AIM. Give back the full listing verbatim, apart from its images.

>> Begin INFORMATION SHOWN

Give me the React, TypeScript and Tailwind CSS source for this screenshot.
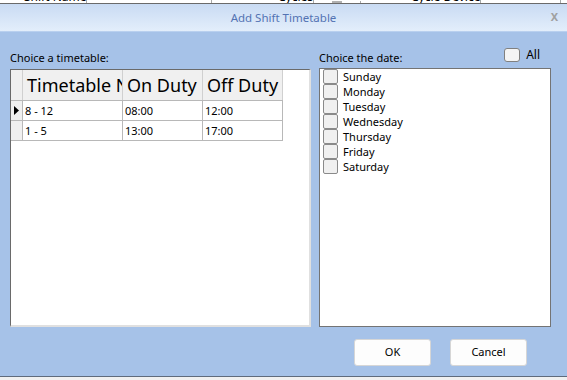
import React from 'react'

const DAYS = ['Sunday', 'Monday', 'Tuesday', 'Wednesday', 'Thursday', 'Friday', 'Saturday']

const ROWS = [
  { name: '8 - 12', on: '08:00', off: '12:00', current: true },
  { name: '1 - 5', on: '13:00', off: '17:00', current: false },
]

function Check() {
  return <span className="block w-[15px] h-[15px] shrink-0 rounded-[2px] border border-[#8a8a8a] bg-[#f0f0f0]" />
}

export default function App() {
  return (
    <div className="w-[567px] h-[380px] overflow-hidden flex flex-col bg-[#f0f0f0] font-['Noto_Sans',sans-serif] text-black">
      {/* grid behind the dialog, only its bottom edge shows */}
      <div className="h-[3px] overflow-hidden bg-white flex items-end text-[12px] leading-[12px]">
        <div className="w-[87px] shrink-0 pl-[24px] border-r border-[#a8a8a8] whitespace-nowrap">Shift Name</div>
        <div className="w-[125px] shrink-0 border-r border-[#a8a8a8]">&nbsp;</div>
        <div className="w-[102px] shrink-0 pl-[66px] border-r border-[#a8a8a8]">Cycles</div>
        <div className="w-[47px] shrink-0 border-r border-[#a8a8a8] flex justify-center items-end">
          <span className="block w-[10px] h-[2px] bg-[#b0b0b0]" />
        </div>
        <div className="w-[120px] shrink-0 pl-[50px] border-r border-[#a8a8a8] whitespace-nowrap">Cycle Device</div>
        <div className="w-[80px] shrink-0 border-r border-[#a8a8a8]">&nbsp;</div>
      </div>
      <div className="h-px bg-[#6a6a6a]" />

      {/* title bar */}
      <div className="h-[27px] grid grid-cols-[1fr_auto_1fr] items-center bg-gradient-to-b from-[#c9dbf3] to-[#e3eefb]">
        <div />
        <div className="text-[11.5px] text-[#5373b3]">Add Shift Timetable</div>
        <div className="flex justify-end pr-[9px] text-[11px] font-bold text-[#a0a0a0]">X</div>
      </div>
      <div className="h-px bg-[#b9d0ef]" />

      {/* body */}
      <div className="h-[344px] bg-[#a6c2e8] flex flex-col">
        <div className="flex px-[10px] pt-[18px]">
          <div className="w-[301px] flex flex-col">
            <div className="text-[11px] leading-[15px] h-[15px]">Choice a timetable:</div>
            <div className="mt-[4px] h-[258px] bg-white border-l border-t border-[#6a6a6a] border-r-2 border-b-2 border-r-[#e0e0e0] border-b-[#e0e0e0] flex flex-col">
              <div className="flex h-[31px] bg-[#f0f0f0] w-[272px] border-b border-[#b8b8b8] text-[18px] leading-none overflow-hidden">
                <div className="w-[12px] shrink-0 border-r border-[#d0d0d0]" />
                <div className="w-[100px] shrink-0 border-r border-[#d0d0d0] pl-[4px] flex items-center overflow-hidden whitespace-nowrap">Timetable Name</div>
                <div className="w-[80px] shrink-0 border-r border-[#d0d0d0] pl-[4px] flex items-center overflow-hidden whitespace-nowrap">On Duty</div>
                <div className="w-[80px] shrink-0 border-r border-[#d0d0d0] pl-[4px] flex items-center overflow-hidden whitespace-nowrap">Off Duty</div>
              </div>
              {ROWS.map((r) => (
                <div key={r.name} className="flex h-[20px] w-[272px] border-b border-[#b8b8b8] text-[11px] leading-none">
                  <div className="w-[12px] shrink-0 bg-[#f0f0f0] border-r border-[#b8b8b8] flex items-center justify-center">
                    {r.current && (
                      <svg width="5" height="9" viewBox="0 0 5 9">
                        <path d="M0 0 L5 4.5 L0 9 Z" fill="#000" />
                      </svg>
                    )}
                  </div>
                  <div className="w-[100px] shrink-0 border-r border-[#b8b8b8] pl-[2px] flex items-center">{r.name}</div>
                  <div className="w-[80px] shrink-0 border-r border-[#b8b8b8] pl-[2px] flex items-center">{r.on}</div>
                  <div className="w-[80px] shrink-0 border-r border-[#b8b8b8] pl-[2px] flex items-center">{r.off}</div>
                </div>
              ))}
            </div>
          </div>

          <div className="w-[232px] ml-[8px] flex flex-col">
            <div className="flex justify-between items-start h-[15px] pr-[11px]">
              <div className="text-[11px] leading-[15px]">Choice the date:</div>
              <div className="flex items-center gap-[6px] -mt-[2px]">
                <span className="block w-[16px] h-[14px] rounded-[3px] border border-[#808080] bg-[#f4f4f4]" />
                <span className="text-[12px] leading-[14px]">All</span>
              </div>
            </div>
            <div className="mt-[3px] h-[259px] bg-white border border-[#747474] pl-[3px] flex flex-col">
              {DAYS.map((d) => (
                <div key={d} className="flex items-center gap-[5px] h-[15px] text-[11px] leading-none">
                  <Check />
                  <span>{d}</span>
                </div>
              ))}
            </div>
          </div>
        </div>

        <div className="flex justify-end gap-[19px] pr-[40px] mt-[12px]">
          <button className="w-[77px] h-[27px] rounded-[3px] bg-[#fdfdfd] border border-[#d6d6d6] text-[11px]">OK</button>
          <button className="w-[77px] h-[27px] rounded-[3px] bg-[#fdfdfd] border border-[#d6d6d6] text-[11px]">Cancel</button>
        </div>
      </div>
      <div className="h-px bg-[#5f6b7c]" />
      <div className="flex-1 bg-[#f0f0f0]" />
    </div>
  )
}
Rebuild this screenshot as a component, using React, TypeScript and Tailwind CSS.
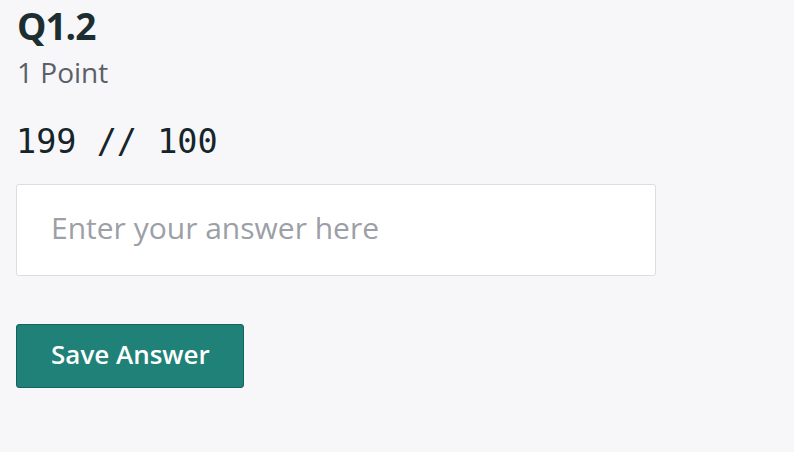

>> End INFORMATION SHOWN

ANSWER.
Give me the React, TypeScript and Tailwind CSS source for this screenshot.
import React from 'react'

const DAYS = ['Sunday', 'Monday', 'Tuesday', 'Wednesday', 'Thursday', 'Friday', 'Saturday']

const ROWS = [
  { name: '8 - 12', on: '08:00', off: '12:00', current: true },
  { name: '1 - 5', on: '13:00', off: '17:00', current: false },
]

function Check() {
  return <span className="block w-[15px] h-[15px] shrink-0 rounded-[2px] border border-[#8a8a8a] bg-[#f0f0f0]" />
}

export default function App() {
  return (
    <div className="w-[567px] h-[380px] overflow-hidden flex flex-col bg-[#f0f0f0] font-['Noto_Sans',sans-serif] text-black">
      {/* grid behind the dialog, only its bottom edge shows */}
      <div className="h-[3px] overflow-hidden bg-white flex items-end text-[12px] leading-[12px]">
        <div className="w-[87px] shrink-0 pl-[24px] border-r border-[#a8a8a8] whitespace-nowrap">Shift Name</div>
        <div className="w-[125px] shrink-0 border-r border-[#a8a8a8]">&nbsp;</div>
        <div className="w-[102px] shrink-0 pl-[66px] border-r border-[#a8a8a8]">Cycles</div>
        <div className="w-[47px] shrink-0 border-r border-[#a8a8a8] flex justify-center items-end">
          <span className="block w-[10px] h-[2px] bg-[#b0b0b0]" />
        </div>
        <div className="w-[120px] shrink-0 pl-[50px] border-r border-[#a8a8a8] whitespace-nowrap">Cycle Device</div>
        <div className="w-[80px] shrink-0 border-r border-[#a8a8a8]">&nbsp;</div>
      </div>
      <div className="h-px bg-[#6a6a6a]" />

      {/* title bar */}
      <div className="h-[27px] grid grid-cols-[1fr_auto_1fr] items-center bg-gradient-to-b from-[#c9dbf3] to-[#e3eefb]">
        <div />
        <div className="text-[11.5px] text-[#5373b3]">Add Shift Timetable</div>
        <div className="flex justify-end pr-[9px] text-[11px] font-bold text-[#a0a0a0]">X</div>
      </div>
      <div className="h-px bg-[#b9d0ef]" />

      {/* body */}
      <div className="h-[344px] bg-[#a6c2e8] flex flex-col">
        <div className="flex px-[10px] pt-[18px]">
          <div className="w-[301px] flex flex-col">
            <div className="text-[11px] leading-[15px] h-[15px]">Choice a timetable:</div>
            <div className="mt-[4px] h-[258px] bg-white border-l border-t border-[#6a6a6a] border-r-2 border-b-2 border-r-[#e0e0e0] border-b-[#e0e0e0] flex flex-col">
              <div className="flex h-[31px] bg-[#f0f0f0] w-[272px] border-b border-[#b8b8b8] text-[18px] leading-none overflow-hidden">
                <div className="w-[12px] shrink-0 border-r border-[#d0d0d0]" />
                <div className="w-[100px] shrink-0 border-r border-[#d0d0d0] pl-[4px] flex items-center overflow-hidden whitespace-nowrap">Timetable Name</div>
                <div className="w-[80px] shrink-0 border-r border-[#d0d0d0] pl-[4px] flex items-center overflow-hidden whitespace-nowrap">On Duty</div>
                <div className="w-[80px] shrink-0 border-r border-[#d0d0d0] pl-[4px] flex items-center overflow-hidden whitespace-nowrap">Off Duty</div>
              </div>
              {ROWS.map((r) => (
                <div key={r.name} className="flex h-[20px] w-[272px] border-b border-[#b8b8b8] text-[11px] leading-none">
                  <div className="w-[12px] shrink-0 bg-[#f0f0f0] border-r border-[#b8b8b8] flex items-center justify-center">
                    {r.current && (
                      <svg width="5" height="9" viewBox="0 0 5 9">
                        <path d="M0 0 L5 4.5 L0 9 Z" fill="#000" />
                      </svg>
                    )}
                  </div>
                  <div className="w-[100px] shrink-0 border-r border-[#b8b8b8] pl-[2px] flex items-center">{r.name}</div>
                  <div className="w-[80px] shrink-0 border-r border-[#b8b8b8] pl-[2px] flex items-center">{r.on}</div>
                  <div className="w-[80px] shrink-0 border-r border-[#b8b8b8] pl-[2px] flex items-center">{r.off}</div>
                </div>
              ))}
            </div>
          </div>

          <div className="w-[232px] ml-[8px] flex flex-col">
            <div className="flex justify-between items-start h-[15px] pr-[11px]">
              <div className="text-[11px] leading-[15px]">Choice the date:</div>
              <div className="flex items-center gap-[6px] -mt-[2px]">
                <span className="block w-[16px] h-[14px] rounded-[3px] border border-[#808080] bg-[#f4f4f4]" />
                <span className="text-[12px] leading-[14px]">All</span>
              </div>
            </div>
            <div className="mt-[3px] h-[259px] bg-white border border-[#747474] pl-[3px] flex flex-col">
              {DAYS.map((d) => (
                <div key={d} className="flex items-center gap-[5px] h-[15px] text-[11px] leading-none">
                  <Check />
                  <span>{d}</span>
                </div>
              ))}
            </div>
          </div>
        </div>

        <div className="flex justify-end gap-[19px] pr-[40px] mt-[12px]">
          <button className="w-[77px] h-[27px] rounded-[3px] bg-[#fdfdfd] border border-[#d6d6d6] text-[11px]">OK</button>
          <button className="w-[77px] h-[27px] rounded-[3px] bg-[#fdfdfd] border border-[#d6d6d6] text-[11px]">Cancel</button>
        </div>
      </div>
      <div className="h-px bg-[#5f6b7c]" />
      <div className="flex-1 bg-[#f0f0f0]" />
    </div>
  )
}
Rebuild this screenshot as a component, using React, TypeScript and Tailwind CSS.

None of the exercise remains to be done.